England’s first goal against the Czechs summed up their fluidity, confidence and cutting edge.
It was a passage of 25 passes in which only Dele Alli did not touch the ball. Even goalkeeper Jordan Pickford was involved before the final thrust from Harry Kane’s clever pass inside the defence, Jadon Sancho’s perfect cross and Sterling’s sliding finish.
Kane has now scored 16 goals under Southgate, 11 more than any other player. Sterling is another who is among the first names on the manager’s teamsheet.
What adds to the excitement is the lengthening undercard of young, precocious talent with the confidence to not simply stand alongside their more experienced, established England team-mates but to push them for their places.
England’s evolution has picked up pace rapidly since the World Cup – which was crucial – and the evidence of future potential was paraded before elated fans at Wembley.
Sancho, just 18, wore the England shirt that used to weigh so heavily on so many before him like it was a perfect fit.
If anything, the Borussia Dortmund youngster was almost too confident, too eager early on before all of his burgeoning talent came to the fore.
Sancho had the vision and composure to play in Sterling for the first, then brought England’s fans to their feet with two quick-fire pieces of sleight of foot in the Czech penalty area.
And the substitute appearances of 20-year-old Declan Rice and Chelsea’s Callum Hudson-Odoi – the youngest player to make his debut for England in a competitive international, aged just 18 years and 135 days – gave another tantalising glimpse into the future.
It was the first time in 138 years that England had fielded two players aged 18 or younger (Sancho and Hudson-Odoi) in an international.
Southgate’s own boldness deserves credit here. It is hard to imagine any of his predecessors thrusting a rookie such as Hudson-Odoi into his England debut before he had even made his first Premier League start at Chelsea.
This is another sign that the emphasis has changed around England.
And with the likes of Liverpool’s Trent-Alexander Arnold and Joe Gomez, Manchester United’s Marcus Rashford, Jesse Lingard and Luke Shaw and Manchester City’s John Stones to come back from injury – plus midfield quality in the shape of Southampton’s James Ward-Prowse and Leicester City’s James Maddison – there will be some very hot competition for places to add to England’s edge.

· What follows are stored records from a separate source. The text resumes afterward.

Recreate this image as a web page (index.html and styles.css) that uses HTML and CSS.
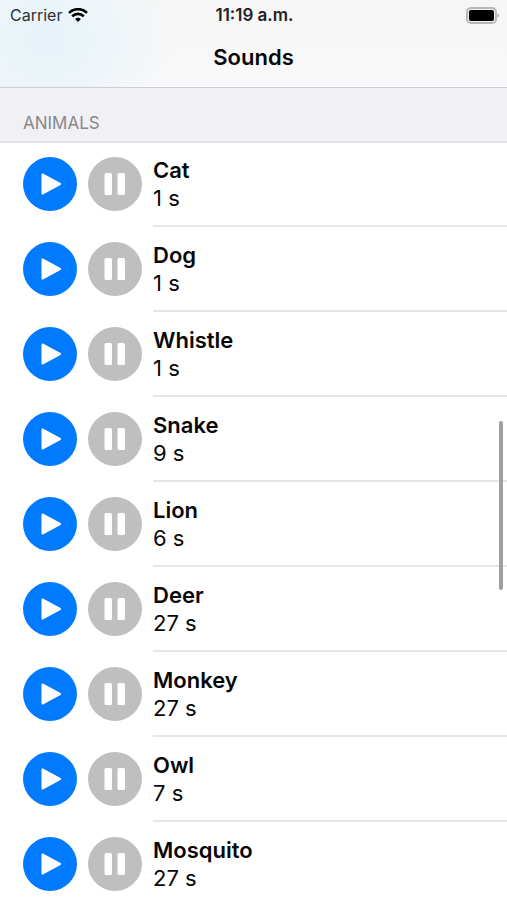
FILE: index.html
```html
<!DOCTYPE html>
<html lang="en">
<head>
<meta charset="utf-8">
<meta name="viewport" content="width=device-width, initial-scale=1">
<title>Sounds</title>
<link rel="stylesheet" href="styles.css">
</head>
<body>
<header class="navbar">
  <div class="status">
    <div class="carrier">
      <span>Carrier</span>
      <svg class="wifi" viewBox="0 0 20 14" aria-hidden="true">
        <path d="M1 4.900C6 -.1 14 -.1 19 4.900" />
        <path d="M4.200 8.300C7.500 5 12.500 5 15.800 8.300" />
        <path class="dot" d="M10 13.900L7.100 11Q10 8.600 12.900 11Z" />
      </svg>
    </div>
    <time class="clock">11:19 a.m.</time>
    <svg class="battery" viewBox="0 0 33 17" aria-hidden="true">
      <rect class="shell" x="1" y="1" width="29" height="15" rx="4" />
      <rect x="3" y="3" width="25" height="11" rx="2" />
      <path class="tip" d="M31.500 6.500Q33 7 33 8.500T31.500 10.500Z" />
    </svg>
  </div>
  <h1 class="title">Sounds</h1>
</header>
<main>
  <h2 class="section">ANIMALS</h2>
  <ul class="list" id="sounds"></ul>
</main>
<div class="scroller"></div>
<template id="row">
  <li class="row">
    <div class="controls">
      <button class="round play" type="button">
        <svg viewBox="0 0 54 54" aria-hidden="true"><path d="M19.500 17.500L37 27L19.500 36.500Z" /></svg>
      </button>
      <button class="round pause" type="button">
        <svg viewBox="0 0 54 54" aria-hidden="true"><rect x="16.500" y="16" width="7.500" height="22" rx="1.500" /><rect x="29.500" y="16" width="7.500" height="22" rx="1.500" /></svg>
      </button>
    </div>
    <div class="info">
      <span class="name"></span>
      <span class="length"></span>
    </div>
  </li>
</template>
<script src="script.js"></script>
</body>
</html>
```
FILE: styles.css
```css
* {
  box-sizing: border-box;
}

body {
  margin: 0;
  position: relative;
  background: #fff;
  color: #080808;
  font-family: Inter, "Liberation Sans", sans-serif;
}

.navbar {
  height: 88px;
  border-bottom: 1px solid #cdcdd2;
  background:
    radial-gradient(ellipse 130px 110px at 45px 40px, #e6f3f9, #eef5f9 50%, transparent),
    linear-gradient(#f6f6f6, #f9f9fb);
}

.status {
  display: grid;
  grid-template-columns: 1fr auto 1fr;
  align-items: center;
  height: 30px;
  padding: 0 8px 0 10px;
  font-size: 16px;
  line-height: 20px;
}

.carrier {
  display: flex;
  align-items: center;
  gap: 6px;
  color: #2b3338;
}

.wifi {
  width: 20px;
  height: 14px;
  fill: none;
  stroke: #000;
  stroke-width: 2.600;
}

.wifi .dot {
  fill: #000;
  stroke: none;
}

.clock {
  font-size: 17px;
  font-weight: 600;
  color: #222;
}

.battery {
  justify-self: end;
  width: 33px;
  height: 17px;
}

.shell {
  fill: #f0f0f0;
  stroke: #b8b8b8;
  stroke-width: 2;
}

.tip {
  fill: #a8a8a8;
}

.title {
  margin: 12px 0 0;
  font-size: 22px;
  font-weight: 600;
  line-height: 30px;
  text-align: center;
}

.section {
  margin: 0;
  padding: 24px 23px 7px;
  border-bottom: 2px solid #e2e2e5;
  background: #f0f0f5;
  color: #88888c;
  font-size: 17px;
  font-weight: 400;
  line-height: 22px;
}

.list {
  margin: -1px 0 0;
  padding: 0;
  list-style: none;
}

.row {
  display: flex;
  height: 85px;
  padding-left: 23px;
}

.controls {
  display: flex;
  flex: none;
  gap: 11px;
  padding: 15px 11px 0 0;
}

.round {
  width: 54px;
  height: 54px;
  padding: 0;
  border: 0;
  border-radius: 50%;
}

.round svg {
  display: block;
  fill: #fff;
}

.play {
  background: #007aff;
}

.play path {
  stroke: #fff;
  stroke-width: 2;
  stroke-linejoin: round;
}

.pause {
  background: #bfbfbf;
}

.info {
  display: flex;
  flex: 1;
  flex-direction: column;
  padding-top: 14px;
  border-bottom: 2px solid #e6e6e6;
  font-size: 22px;
  line-height: 28px;
}

.name {
  font-weight: 600;
}

.row:last-child .info {
  border-bottom: 0;
}

.scroller {
  position: absolute;
  top: 421px;
  right: 4px;
  width: 4px;
  height: 169px;
  border-radius: 2px;
  background: #a0a0a0;
}
```
FILE: script.js
```js
const sounds = [
  ["Cat", 1],
  ["Dog", 1],
  ["Whistle", 1],
  ["Snake", 9],
  ["Lion", 6],
  ["Deer", 27],
  ["Monkey", 27],
  ["Owl", 7],
  ["Mosquito", 27],
];

const list = document.getElementById("sounds");
const template = document.getElementById("row");

for (const [name, seconds] of sounds) {
  const row = template.content.cloneNode(true);
  row.querySelector(".name").textContent = name;
  row.querySelector(".length").textContent = `${seconds} s`;
  row.querySelector(".play").setAttribute("aria-label", `Play ${name}`);
  row.querySelector(".pause").setAttribute("aria-label", `Pause ${name}`);
  list.append(row);
}
```
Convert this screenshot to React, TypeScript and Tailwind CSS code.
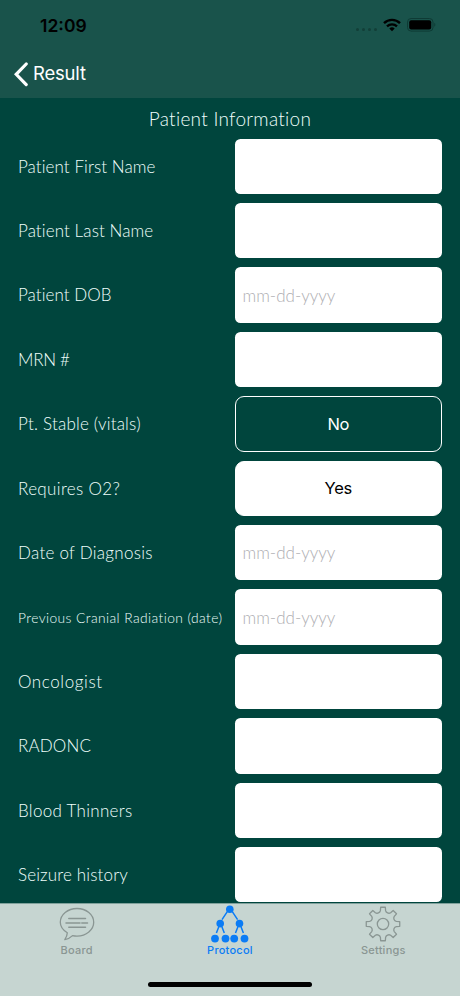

England look a team perfectly equipped for the modern game in attack with pace, mobility and threat. The midfield has yet to pass the stiffest tests but Rice’s switch from the Republic of Ireland may provide the missing link in that department.
The same questions can be applied to England’s defence in the face of this flimsy Czech Republic side but this was not a night for quibbling or negativity. This was a night when England delivered on the hype.
They are now unbeaten in their past 40 qualifying matches in the World Cup and Euros, winning 31 and drawing nine since a 1-0 loss to Ukraine in October 2009 – but rarely in that sequence has there been the sort of hope and optimism that surrounds this group of players.
Now the good work must continue when England face Montenegro in Podgorica on Monday.